# Supplied data
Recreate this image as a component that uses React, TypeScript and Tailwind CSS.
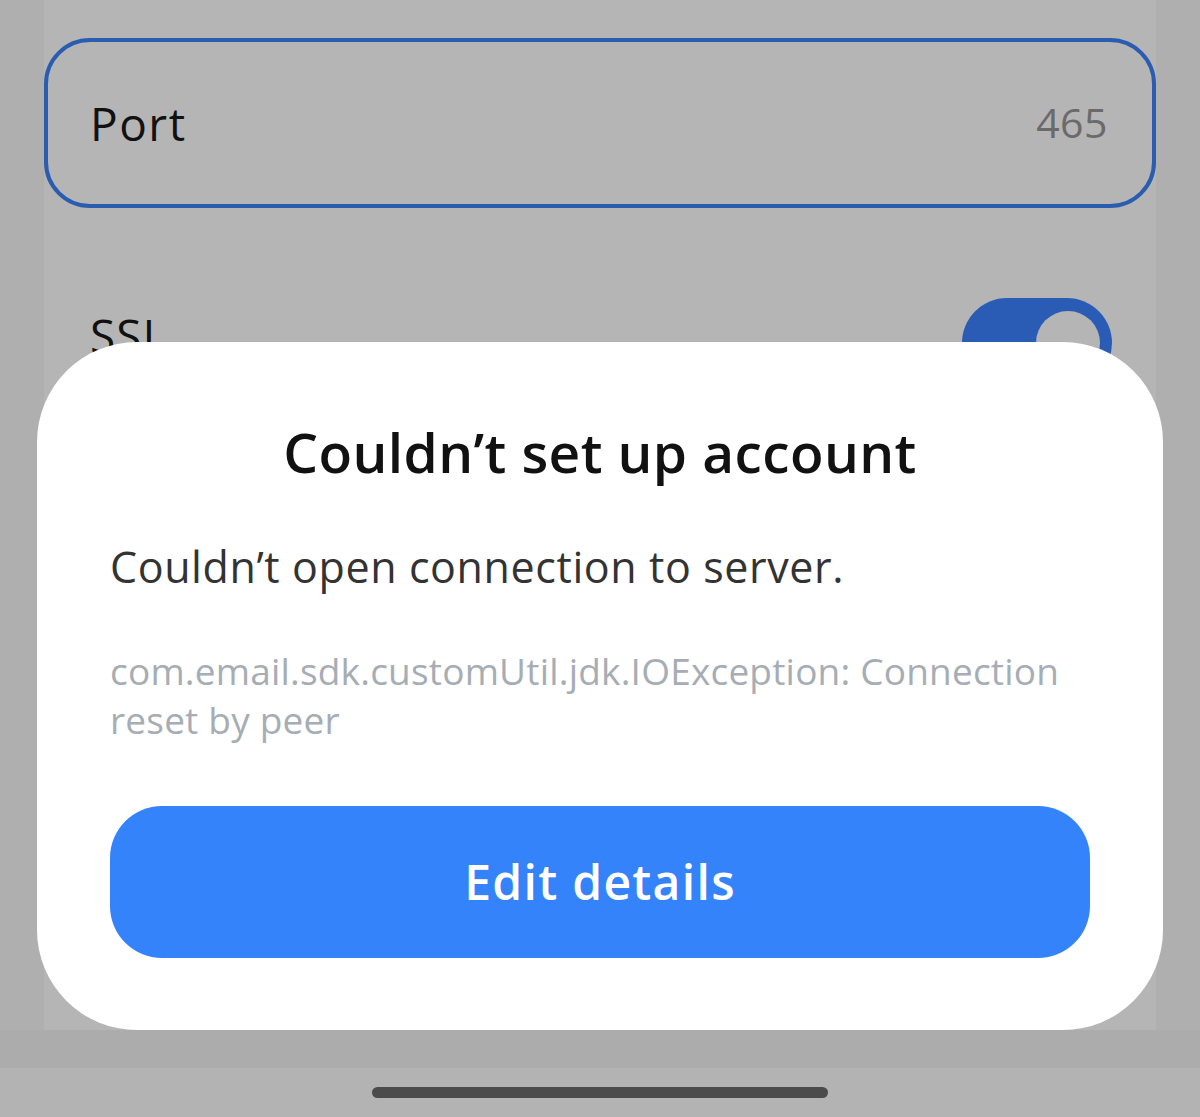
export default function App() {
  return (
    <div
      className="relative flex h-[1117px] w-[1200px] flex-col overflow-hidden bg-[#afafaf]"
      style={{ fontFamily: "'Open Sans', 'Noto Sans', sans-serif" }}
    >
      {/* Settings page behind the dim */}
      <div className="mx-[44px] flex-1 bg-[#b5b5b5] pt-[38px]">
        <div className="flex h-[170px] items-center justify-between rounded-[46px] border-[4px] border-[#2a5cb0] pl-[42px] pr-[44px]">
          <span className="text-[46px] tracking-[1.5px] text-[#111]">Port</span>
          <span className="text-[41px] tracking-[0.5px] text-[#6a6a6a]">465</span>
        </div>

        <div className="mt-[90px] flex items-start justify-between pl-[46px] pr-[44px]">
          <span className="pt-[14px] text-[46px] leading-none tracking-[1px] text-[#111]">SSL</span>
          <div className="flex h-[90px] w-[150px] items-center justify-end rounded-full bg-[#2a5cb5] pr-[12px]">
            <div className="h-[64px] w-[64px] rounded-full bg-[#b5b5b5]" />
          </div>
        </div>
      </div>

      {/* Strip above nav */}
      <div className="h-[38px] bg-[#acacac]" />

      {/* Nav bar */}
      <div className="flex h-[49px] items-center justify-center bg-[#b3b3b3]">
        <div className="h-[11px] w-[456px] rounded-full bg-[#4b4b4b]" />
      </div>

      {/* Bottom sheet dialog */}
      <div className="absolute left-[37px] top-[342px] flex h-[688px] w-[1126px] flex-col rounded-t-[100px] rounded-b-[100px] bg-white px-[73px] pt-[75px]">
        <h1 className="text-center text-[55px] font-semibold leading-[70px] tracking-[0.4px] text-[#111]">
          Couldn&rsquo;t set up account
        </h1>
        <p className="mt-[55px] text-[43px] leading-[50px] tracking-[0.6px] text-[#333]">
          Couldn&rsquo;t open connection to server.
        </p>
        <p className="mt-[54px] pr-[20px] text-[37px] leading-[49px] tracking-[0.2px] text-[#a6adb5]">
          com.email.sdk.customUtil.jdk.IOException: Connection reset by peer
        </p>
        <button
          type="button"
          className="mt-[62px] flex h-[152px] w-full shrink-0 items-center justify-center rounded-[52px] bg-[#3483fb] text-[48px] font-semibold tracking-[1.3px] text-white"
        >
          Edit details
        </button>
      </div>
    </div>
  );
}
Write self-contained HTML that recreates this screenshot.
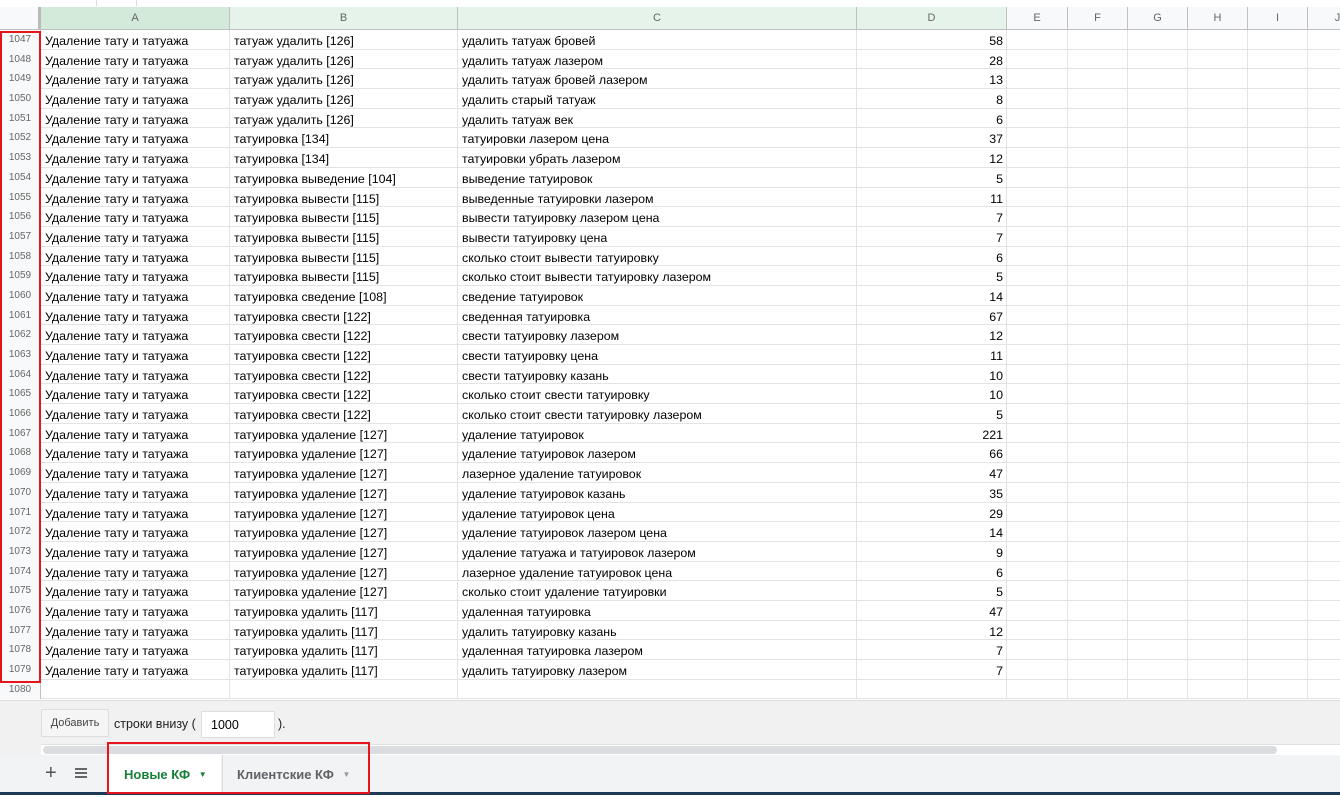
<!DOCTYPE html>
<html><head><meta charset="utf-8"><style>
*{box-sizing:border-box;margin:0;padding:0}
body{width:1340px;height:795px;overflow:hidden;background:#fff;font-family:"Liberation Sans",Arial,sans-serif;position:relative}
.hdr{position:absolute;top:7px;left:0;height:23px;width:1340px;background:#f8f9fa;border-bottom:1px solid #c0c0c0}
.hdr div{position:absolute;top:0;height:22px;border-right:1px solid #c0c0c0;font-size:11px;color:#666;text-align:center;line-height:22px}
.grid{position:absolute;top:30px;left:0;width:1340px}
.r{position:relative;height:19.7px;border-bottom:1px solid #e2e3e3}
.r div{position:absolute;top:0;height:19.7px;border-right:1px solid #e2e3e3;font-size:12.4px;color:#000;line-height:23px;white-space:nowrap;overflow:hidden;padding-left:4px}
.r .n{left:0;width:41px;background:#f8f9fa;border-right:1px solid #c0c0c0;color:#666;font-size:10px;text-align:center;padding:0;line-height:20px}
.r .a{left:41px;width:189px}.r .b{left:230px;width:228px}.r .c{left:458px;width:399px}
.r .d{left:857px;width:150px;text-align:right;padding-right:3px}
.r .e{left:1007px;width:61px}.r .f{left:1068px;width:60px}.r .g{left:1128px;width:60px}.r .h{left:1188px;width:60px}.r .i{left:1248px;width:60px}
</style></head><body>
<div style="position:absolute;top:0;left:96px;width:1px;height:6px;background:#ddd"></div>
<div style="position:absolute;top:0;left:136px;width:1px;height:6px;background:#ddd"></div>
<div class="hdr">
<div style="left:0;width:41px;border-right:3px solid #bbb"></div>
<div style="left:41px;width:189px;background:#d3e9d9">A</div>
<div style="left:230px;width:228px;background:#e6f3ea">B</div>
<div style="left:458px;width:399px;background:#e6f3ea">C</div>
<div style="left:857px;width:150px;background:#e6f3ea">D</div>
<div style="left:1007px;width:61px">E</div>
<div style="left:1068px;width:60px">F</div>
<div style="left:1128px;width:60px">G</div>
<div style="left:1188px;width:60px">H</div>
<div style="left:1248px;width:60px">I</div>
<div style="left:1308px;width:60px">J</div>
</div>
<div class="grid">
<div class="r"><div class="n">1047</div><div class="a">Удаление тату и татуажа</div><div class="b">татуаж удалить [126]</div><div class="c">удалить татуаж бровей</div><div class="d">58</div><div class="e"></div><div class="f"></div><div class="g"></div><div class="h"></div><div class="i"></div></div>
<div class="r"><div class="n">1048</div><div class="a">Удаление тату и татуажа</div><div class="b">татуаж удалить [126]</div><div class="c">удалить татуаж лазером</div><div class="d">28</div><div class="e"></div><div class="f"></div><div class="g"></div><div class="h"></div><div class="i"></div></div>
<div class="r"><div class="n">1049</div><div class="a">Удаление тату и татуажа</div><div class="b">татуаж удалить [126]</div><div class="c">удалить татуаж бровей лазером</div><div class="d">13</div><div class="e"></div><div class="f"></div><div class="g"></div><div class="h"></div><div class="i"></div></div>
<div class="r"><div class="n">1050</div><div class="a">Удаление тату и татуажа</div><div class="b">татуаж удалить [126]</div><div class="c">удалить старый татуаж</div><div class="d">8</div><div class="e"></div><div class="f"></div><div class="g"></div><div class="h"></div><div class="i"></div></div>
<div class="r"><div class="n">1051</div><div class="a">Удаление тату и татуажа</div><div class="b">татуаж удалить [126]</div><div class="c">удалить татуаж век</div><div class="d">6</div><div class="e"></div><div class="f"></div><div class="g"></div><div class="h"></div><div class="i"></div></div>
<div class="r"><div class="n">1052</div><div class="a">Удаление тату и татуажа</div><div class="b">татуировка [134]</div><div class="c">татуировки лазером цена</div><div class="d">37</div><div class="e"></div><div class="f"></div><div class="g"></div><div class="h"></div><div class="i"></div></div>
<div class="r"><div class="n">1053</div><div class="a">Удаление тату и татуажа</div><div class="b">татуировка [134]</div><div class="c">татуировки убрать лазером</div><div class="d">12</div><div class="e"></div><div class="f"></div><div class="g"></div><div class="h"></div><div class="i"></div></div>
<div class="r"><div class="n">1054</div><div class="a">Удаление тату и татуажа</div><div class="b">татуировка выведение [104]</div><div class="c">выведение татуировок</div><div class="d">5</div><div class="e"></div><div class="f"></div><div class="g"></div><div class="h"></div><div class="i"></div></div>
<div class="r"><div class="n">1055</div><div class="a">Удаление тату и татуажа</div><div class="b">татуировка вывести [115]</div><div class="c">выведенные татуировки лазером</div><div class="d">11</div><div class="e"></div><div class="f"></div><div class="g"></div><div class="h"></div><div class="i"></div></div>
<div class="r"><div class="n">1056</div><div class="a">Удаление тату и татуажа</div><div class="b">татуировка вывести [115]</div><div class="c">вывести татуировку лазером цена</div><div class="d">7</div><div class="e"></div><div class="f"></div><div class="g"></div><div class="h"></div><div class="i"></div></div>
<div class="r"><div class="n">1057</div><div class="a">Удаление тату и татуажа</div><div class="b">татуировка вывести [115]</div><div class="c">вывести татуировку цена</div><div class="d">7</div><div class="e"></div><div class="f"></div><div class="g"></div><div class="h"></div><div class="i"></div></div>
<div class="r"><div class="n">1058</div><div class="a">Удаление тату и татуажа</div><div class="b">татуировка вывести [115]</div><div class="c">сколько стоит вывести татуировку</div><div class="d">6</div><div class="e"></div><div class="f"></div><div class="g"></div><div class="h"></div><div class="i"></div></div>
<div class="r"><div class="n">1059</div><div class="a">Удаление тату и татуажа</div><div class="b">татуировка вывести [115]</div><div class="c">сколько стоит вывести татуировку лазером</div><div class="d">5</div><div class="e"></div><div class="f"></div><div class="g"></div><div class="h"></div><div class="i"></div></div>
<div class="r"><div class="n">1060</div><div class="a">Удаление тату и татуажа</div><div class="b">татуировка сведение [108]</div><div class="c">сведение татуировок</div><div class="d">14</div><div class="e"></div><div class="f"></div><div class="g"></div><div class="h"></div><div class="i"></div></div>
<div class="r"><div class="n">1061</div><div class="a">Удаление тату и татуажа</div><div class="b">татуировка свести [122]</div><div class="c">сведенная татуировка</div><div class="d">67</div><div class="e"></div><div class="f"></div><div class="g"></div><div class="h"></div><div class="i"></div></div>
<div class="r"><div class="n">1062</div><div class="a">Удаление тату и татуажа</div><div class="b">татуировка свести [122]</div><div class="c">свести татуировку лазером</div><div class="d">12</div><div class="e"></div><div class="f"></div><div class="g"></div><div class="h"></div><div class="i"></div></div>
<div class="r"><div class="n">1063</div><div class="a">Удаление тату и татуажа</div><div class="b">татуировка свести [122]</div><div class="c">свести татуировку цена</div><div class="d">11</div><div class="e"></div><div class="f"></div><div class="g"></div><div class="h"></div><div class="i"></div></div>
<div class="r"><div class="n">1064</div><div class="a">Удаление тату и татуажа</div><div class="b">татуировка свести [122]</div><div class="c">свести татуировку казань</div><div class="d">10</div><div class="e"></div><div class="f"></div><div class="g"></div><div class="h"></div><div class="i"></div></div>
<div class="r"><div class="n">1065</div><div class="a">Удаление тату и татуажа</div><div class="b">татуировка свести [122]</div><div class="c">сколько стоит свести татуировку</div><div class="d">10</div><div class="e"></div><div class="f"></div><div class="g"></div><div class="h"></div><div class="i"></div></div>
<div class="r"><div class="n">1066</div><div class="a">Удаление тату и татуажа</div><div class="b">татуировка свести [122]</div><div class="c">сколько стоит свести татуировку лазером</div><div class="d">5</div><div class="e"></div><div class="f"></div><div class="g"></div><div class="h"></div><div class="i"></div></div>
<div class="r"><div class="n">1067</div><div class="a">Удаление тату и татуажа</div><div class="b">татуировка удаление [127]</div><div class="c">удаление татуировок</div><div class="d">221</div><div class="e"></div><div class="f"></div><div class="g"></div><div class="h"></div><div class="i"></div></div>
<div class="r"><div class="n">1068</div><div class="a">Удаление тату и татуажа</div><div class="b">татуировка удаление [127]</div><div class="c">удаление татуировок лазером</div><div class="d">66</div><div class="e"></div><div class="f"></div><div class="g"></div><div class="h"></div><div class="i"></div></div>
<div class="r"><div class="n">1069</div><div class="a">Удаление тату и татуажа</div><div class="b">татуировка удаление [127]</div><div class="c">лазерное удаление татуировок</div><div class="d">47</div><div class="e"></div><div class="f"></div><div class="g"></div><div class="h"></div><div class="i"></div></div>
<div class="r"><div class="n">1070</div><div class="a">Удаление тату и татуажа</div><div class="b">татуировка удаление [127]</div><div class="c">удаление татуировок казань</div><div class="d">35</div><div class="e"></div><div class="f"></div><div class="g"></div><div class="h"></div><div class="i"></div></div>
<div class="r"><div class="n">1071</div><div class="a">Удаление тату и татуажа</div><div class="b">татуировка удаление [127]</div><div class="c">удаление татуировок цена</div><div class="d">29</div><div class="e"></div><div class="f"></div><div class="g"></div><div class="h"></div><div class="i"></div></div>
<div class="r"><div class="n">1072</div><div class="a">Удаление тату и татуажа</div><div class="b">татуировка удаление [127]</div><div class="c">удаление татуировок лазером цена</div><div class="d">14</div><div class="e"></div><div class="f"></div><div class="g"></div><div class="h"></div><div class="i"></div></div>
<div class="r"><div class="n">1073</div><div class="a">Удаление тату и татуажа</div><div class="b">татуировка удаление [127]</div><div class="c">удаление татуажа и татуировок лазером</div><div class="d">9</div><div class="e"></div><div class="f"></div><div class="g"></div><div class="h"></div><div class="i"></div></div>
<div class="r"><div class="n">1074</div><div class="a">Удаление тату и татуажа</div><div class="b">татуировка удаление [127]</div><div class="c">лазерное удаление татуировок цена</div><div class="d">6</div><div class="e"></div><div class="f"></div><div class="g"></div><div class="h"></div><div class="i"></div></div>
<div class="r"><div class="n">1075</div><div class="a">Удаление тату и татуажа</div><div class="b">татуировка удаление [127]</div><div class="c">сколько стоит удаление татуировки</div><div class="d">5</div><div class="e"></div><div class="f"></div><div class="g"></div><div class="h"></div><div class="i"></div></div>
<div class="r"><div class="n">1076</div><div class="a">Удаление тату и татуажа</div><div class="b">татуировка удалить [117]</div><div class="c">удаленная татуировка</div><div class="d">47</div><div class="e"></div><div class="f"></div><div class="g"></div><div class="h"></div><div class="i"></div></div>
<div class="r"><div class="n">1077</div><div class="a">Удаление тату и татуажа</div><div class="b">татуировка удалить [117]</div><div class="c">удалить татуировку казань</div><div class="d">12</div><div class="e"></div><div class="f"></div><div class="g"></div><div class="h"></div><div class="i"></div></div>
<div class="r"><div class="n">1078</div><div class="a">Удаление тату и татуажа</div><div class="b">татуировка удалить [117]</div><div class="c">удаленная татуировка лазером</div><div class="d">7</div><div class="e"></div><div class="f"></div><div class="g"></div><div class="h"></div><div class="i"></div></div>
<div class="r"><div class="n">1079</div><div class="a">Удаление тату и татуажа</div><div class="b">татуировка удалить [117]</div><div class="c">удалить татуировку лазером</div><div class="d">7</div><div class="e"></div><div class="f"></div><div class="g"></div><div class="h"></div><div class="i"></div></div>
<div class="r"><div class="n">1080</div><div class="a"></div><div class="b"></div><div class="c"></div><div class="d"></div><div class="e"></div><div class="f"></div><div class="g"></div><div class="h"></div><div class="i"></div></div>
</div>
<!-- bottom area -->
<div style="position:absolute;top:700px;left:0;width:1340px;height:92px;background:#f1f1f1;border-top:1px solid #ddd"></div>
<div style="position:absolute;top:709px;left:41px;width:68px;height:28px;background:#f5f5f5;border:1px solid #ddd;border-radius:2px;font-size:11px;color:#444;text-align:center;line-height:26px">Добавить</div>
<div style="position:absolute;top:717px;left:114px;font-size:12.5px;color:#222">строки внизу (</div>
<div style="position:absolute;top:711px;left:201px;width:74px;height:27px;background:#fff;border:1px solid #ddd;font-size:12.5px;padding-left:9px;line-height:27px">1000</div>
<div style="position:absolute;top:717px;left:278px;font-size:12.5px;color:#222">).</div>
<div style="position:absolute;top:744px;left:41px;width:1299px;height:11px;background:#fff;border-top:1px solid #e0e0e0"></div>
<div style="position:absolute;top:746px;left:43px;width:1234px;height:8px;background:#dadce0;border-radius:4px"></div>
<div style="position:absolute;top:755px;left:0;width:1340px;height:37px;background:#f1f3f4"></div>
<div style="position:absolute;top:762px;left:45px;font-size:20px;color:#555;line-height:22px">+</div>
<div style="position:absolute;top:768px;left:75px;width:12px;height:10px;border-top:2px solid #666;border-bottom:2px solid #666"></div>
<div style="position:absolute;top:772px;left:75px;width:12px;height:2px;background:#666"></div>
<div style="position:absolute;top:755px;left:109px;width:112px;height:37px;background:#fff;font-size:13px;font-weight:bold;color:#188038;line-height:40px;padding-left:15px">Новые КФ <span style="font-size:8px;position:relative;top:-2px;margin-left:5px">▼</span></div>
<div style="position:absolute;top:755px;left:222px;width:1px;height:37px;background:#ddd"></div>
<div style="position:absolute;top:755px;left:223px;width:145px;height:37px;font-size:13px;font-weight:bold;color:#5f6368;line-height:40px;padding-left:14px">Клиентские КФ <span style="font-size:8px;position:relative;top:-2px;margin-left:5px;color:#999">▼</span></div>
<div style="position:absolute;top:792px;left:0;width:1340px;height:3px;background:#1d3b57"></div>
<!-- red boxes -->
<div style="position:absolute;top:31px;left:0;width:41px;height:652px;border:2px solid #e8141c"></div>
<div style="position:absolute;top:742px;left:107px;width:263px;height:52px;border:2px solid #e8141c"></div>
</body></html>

# Challenge
Pick out each line that holds the string "this".

# Task result
Recreate this image as a component that uses React, TypeScript and Tailwind CSS.
Write self-contained HTML that recreates this screenshot.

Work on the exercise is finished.